• _Provided data_

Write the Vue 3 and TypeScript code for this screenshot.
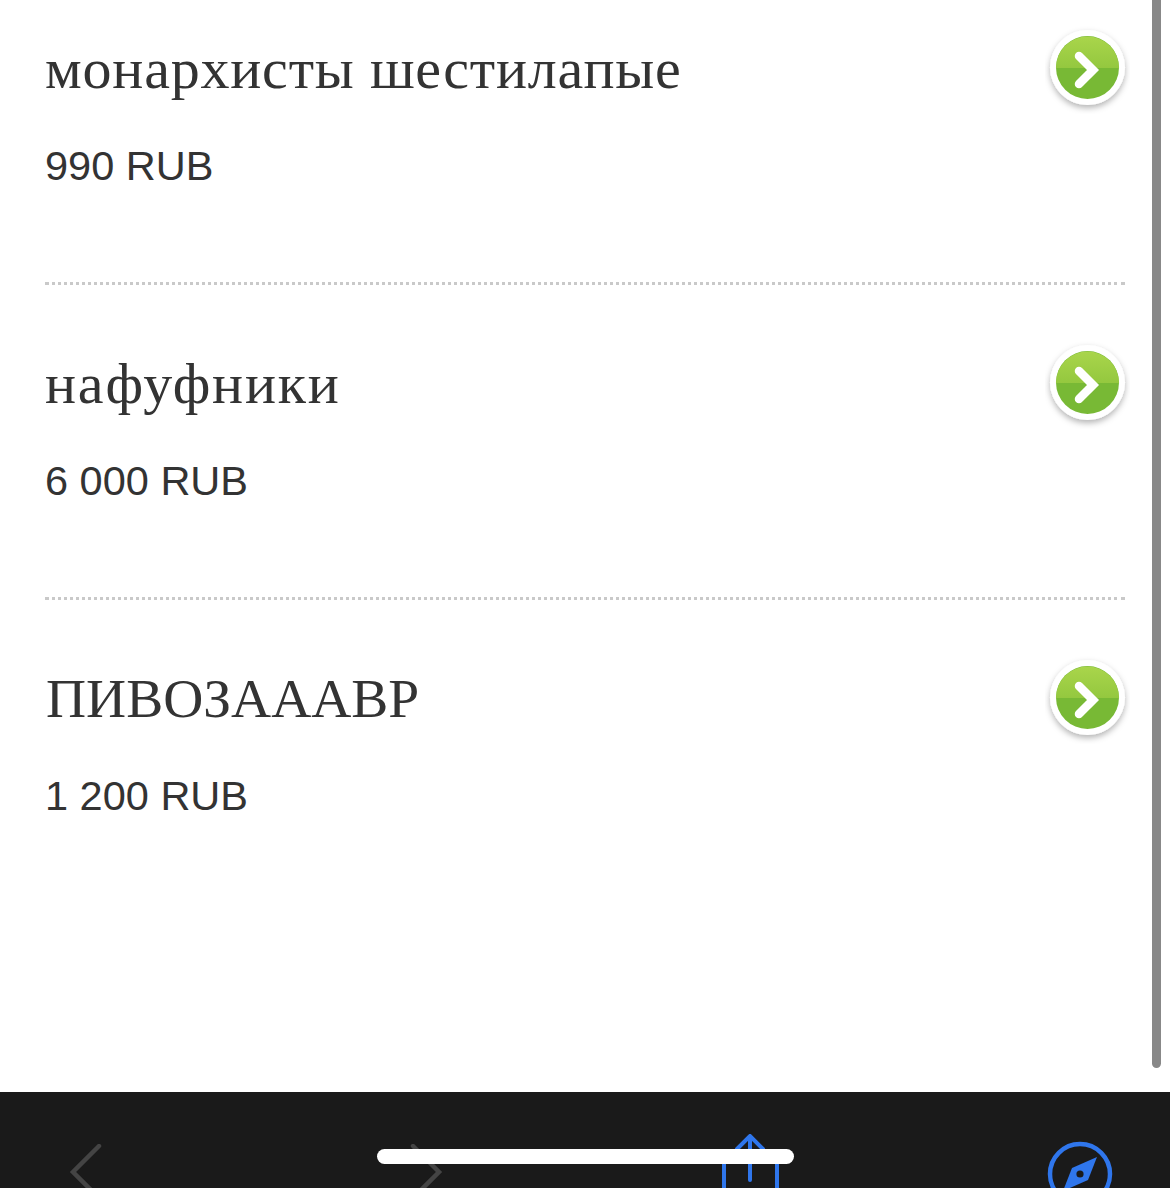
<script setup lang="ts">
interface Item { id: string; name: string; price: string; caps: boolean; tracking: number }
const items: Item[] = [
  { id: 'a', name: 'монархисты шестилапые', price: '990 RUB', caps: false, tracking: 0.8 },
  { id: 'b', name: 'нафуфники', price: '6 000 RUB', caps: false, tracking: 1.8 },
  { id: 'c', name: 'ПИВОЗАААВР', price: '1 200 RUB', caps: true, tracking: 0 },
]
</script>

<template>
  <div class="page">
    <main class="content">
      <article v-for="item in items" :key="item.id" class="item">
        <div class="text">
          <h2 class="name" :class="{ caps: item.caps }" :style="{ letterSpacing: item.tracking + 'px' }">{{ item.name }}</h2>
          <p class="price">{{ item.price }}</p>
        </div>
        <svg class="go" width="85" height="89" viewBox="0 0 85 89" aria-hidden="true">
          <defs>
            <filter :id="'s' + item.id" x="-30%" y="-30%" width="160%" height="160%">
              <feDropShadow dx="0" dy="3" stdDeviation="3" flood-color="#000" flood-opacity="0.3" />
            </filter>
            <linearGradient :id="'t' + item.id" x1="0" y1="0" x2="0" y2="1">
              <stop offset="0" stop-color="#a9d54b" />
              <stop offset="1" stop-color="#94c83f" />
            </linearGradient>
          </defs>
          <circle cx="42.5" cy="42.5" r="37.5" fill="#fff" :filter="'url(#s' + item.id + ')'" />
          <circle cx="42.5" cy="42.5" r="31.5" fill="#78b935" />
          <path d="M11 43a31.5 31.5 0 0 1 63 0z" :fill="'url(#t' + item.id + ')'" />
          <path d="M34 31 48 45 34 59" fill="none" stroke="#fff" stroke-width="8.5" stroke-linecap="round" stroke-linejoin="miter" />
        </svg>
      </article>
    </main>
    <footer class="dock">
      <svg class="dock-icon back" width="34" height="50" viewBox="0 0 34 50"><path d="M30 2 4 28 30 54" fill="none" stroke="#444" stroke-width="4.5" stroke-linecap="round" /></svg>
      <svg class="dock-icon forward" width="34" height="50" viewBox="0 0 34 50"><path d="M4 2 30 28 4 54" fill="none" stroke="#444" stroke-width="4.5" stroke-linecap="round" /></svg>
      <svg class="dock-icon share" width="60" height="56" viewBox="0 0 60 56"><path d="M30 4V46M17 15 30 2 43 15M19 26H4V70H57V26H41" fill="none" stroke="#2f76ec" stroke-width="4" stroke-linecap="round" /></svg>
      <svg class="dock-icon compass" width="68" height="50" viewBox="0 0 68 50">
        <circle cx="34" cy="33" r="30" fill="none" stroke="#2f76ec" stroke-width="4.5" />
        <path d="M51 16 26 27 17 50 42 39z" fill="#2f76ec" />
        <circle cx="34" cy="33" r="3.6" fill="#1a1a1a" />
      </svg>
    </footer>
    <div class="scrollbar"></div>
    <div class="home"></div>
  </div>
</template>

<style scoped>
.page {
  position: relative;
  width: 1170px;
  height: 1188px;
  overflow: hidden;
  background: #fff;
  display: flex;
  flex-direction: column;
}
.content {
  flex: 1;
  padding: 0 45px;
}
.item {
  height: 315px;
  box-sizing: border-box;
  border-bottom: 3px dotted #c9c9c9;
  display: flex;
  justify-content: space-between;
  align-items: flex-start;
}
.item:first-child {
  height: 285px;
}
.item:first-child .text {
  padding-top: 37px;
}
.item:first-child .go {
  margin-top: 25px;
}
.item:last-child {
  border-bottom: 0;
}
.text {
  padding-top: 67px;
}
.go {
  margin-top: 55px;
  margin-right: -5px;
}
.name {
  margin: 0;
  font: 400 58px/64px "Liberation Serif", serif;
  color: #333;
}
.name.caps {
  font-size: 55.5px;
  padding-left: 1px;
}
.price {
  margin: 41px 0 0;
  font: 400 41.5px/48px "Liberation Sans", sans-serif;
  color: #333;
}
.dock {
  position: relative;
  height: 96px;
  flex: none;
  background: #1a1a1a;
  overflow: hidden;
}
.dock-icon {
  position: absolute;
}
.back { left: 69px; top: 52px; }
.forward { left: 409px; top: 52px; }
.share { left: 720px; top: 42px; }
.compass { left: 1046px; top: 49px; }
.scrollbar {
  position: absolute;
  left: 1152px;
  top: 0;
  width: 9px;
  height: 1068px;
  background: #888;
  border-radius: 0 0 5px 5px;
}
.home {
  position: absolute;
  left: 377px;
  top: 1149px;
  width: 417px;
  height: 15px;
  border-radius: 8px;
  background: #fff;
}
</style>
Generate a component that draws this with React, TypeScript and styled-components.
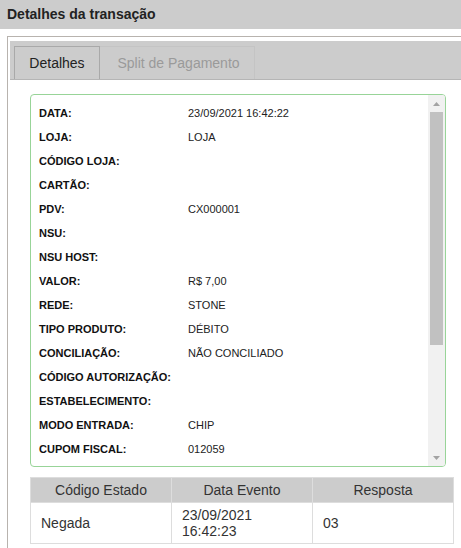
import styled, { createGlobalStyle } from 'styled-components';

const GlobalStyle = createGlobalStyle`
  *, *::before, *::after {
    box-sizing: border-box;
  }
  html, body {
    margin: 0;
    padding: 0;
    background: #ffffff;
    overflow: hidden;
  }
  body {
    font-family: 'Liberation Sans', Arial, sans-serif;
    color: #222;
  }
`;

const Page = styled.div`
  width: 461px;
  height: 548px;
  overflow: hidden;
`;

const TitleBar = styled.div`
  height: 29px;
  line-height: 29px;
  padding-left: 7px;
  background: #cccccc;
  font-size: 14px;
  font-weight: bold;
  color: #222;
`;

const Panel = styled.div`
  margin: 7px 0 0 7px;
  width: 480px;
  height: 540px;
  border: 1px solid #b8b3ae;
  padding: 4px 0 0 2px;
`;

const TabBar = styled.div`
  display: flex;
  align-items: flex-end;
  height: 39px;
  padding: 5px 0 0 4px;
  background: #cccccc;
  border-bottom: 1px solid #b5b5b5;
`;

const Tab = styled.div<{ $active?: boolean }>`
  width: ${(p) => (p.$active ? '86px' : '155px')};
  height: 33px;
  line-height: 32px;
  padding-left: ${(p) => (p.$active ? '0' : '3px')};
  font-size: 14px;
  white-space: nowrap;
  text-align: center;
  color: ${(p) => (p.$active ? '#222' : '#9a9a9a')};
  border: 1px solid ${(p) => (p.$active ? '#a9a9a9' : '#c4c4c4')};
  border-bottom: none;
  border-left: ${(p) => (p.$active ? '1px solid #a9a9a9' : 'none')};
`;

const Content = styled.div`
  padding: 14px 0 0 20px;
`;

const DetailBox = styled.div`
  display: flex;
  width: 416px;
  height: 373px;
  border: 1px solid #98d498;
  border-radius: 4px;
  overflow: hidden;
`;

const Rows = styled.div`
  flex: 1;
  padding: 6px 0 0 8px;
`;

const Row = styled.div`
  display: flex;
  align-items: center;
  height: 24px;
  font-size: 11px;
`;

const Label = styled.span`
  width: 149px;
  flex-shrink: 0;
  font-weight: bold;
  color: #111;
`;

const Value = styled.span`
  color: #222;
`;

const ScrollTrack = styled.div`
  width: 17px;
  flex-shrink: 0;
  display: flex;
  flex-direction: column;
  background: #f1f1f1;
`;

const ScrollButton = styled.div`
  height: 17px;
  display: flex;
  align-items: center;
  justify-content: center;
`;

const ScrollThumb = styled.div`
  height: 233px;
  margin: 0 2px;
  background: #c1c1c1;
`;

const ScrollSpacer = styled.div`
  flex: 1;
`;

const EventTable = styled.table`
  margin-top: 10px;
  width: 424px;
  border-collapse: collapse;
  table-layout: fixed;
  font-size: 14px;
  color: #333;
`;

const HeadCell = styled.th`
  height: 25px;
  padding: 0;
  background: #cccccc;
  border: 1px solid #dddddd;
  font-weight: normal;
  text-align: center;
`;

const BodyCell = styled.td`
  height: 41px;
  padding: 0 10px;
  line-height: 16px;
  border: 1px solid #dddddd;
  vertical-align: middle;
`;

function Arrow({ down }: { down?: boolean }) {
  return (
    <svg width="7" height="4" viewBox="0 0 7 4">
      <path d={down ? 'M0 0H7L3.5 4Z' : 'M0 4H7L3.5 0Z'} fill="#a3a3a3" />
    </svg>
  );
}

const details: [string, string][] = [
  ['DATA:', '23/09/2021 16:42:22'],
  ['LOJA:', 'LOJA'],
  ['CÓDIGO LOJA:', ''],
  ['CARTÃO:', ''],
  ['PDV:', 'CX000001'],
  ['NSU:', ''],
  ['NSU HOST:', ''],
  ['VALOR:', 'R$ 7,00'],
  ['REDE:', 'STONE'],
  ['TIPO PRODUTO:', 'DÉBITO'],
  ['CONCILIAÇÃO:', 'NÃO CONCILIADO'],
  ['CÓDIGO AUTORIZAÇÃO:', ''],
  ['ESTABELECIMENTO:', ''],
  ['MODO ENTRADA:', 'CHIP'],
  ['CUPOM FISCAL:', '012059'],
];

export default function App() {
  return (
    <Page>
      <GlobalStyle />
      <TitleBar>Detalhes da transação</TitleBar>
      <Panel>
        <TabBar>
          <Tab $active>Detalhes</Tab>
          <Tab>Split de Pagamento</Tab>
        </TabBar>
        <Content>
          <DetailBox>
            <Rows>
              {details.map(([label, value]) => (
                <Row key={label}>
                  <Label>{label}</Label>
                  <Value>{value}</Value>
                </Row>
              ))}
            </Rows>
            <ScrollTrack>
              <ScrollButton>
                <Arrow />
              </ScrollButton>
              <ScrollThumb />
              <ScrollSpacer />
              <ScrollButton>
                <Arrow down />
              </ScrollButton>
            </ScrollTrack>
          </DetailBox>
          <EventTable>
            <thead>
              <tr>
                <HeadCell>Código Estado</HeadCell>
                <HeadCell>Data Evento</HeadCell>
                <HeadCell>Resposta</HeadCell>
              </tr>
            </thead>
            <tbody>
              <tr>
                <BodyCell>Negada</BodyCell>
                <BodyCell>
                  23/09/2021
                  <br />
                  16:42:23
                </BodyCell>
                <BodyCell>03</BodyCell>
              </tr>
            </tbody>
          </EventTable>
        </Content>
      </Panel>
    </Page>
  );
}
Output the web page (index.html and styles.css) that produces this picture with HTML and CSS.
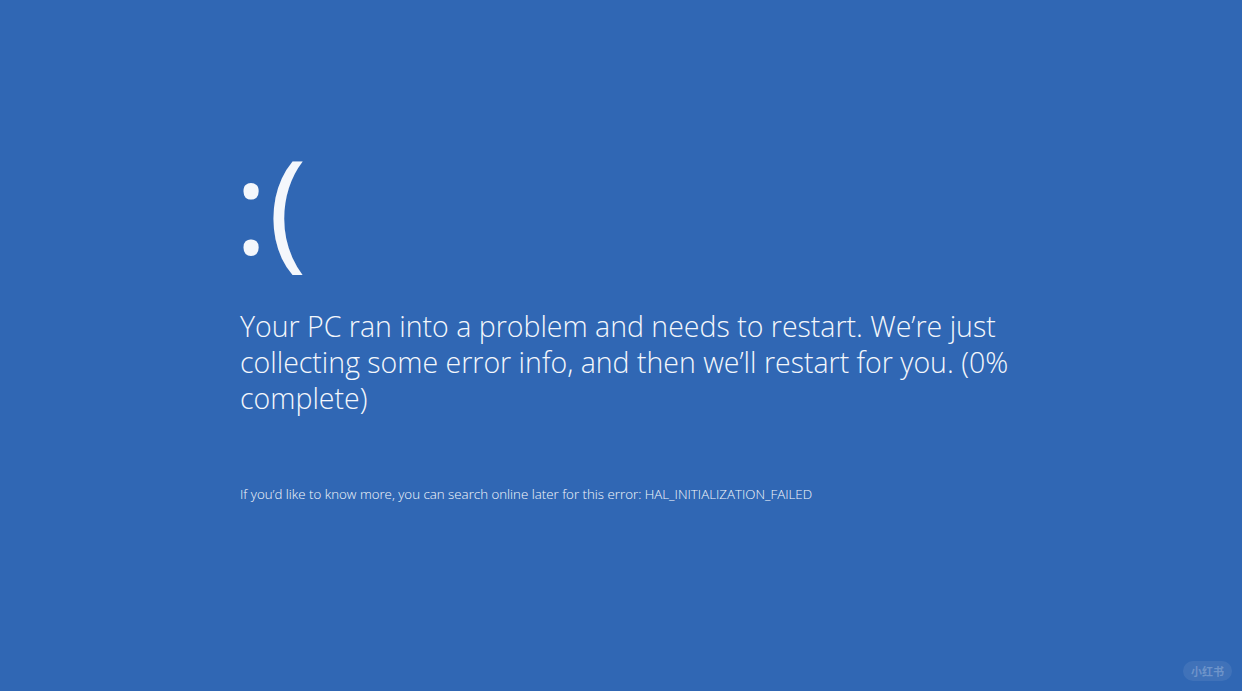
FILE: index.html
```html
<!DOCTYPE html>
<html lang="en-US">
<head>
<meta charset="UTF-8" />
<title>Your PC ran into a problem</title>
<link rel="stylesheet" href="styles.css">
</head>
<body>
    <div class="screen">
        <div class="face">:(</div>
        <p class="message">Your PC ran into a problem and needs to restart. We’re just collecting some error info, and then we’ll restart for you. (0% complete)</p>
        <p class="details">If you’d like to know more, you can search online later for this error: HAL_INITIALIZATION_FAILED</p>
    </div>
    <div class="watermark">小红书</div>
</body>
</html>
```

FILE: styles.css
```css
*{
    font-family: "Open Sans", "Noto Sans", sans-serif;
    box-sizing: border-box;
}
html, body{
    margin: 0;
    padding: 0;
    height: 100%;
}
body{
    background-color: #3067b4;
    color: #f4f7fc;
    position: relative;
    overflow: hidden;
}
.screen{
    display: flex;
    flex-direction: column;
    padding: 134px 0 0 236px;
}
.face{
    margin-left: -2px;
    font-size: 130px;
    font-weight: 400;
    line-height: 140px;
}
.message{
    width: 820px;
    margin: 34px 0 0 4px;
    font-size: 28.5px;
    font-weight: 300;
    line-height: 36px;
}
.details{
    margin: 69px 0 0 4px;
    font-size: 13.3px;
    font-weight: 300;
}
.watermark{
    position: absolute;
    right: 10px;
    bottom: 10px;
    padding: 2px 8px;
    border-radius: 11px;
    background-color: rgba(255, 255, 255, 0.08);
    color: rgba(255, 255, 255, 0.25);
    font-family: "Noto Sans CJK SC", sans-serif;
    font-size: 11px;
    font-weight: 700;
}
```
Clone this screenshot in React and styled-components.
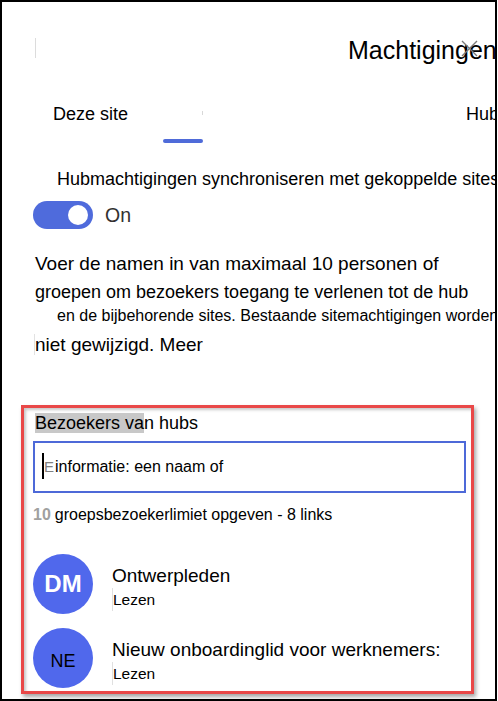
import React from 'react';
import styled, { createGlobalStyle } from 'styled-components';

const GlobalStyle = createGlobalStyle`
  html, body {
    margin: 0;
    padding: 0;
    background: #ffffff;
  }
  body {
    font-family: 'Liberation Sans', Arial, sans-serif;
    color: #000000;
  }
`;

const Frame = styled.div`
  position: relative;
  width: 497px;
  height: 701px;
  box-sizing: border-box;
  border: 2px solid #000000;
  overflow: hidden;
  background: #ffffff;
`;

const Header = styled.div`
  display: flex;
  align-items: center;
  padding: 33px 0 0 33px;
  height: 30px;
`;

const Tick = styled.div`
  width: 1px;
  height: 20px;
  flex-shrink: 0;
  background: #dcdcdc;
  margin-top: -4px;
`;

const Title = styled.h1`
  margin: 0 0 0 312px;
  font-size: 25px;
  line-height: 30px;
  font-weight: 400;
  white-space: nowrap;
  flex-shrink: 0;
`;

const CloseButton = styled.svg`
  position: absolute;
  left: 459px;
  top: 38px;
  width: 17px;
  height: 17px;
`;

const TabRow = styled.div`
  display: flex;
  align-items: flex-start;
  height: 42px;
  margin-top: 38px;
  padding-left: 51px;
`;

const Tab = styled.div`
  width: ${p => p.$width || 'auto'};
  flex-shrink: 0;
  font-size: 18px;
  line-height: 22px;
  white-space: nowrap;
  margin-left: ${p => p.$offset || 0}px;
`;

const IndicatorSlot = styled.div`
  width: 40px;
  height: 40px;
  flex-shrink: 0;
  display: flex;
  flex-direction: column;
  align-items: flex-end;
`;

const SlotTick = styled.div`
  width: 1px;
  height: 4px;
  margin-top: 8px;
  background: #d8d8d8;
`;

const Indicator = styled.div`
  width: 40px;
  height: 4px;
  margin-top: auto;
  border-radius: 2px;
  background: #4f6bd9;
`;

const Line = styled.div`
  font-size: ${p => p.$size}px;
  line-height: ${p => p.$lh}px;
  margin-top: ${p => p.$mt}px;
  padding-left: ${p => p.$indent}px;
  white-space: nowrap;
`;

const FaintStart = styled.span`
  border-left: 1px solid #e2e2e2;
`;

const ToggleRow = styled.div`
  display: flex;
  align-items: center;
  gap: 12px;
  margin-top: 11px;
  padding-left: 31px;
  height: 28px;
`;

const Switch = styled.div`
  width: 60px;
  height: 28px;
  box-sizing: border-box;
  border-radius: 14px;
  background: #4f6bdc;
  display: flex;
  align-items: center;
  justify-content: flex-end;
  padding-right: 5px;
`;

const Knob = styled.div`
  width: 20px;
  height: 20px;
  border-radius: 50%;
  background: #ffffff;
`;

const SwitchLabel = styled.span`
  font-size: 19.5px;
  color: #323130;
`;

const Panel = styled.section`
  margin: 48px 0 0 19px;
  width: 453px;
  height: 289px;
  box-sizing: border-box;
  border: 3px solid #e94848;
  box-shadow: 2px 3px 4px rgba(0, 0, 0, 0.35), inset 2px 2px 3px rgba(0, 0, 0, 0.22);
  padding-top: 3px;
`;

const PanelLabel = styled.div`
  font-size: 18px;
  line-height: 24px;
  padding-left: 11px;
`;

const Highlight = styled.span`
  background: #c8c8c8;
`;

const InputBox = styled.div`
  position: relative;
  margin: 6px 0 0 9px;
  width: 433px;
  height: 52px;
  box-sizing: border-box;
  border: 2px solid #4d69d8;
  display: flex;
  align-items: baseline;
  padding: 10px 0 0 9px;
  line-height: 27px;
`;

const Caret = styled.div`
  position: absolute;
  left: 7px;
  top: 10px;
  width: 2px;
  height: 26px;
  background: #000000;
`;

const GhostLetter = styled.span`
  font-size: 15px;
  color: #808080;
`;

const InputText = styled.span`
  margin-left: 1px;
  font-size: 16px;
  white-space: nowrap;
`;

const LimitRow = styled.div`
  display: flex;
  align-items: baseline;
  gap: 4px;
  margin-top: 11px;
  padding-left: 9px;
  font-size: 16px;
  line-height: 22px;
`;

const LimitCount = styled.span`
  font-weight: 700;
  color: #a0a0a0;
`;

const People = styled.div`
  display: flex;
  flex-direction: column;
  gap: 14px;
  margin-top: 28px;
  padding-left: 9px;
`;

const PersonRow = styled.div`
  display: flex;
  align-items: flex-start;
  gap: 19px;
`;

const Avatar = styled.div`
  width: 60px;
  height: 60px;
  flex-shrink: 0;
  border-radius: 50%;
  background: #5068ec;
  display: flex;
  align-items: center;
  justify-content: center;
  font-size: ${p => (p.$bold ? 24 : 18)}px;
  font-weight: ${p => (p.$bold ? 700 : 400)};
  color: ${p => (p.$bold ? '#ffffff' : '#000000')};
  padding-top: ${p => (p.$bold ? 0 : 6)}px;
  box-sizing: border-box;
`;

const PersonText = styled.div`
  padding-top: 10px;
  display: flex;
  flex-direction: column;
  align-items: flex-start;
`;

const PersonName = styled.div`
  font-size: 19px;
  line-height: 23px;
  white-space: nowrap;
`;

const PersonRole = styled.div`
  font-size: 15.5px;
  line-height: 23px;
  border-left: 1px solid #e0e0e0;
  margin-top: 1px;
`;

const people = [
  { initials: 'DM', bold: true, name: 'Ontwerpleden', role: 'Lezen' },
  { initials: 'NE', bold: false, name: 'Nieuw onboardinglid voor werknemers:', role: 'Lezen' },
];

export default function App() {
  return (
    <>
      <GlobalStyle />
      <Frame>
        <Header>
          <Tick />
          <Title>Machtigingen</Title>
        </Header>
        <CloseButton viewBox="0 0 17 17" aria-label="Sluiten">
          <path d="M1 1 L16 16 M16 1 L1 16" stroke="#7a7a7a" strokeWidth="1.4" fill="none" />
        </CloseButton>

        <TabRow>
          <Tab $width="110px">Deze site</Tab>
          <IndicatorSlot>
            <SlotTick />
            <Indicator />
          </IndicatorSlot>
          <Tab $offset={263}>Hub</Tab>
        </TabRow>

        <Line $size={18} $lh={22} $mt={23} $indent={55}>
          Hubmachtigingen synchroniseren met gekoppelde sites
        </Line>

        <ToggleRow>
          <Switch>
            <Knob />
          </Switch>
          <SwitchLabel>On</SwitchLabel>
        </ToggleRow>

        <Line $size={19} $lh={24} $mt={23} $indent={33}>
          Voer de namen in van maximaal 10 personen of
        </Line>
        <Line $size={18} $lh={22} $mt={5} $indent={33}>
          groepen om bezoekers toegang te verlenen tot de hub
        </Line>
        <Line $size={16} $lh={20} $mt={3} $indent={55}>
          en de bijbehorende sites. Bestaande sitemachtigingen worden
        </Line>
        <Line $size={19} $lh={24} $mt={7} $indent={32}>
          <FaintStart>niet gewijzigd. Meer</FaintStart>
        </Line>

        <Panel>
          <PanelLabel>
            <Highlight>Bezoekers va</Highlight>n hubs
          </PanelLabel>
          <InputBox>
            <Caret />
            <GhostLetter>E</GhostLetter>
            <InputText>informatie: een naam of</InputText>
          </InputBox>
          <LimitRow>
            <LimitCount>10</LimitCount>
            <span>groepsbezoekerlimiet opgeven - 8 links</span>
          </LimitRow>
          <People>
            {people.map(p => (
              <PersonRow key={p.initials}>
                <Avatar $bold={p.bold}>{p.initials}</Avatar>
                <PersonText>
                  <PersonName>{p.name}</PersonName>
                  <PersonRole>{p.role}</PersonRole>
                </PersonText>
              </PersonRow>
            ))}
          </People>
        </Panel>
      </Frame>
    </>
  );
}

• _Stated problem_
Lines that hold the word "index" are the ones to return, every one of them.

• _Worked solution_
Output the web page (index.html and styles.css) that produces this picture with HTML and CSS.
FILE: index.html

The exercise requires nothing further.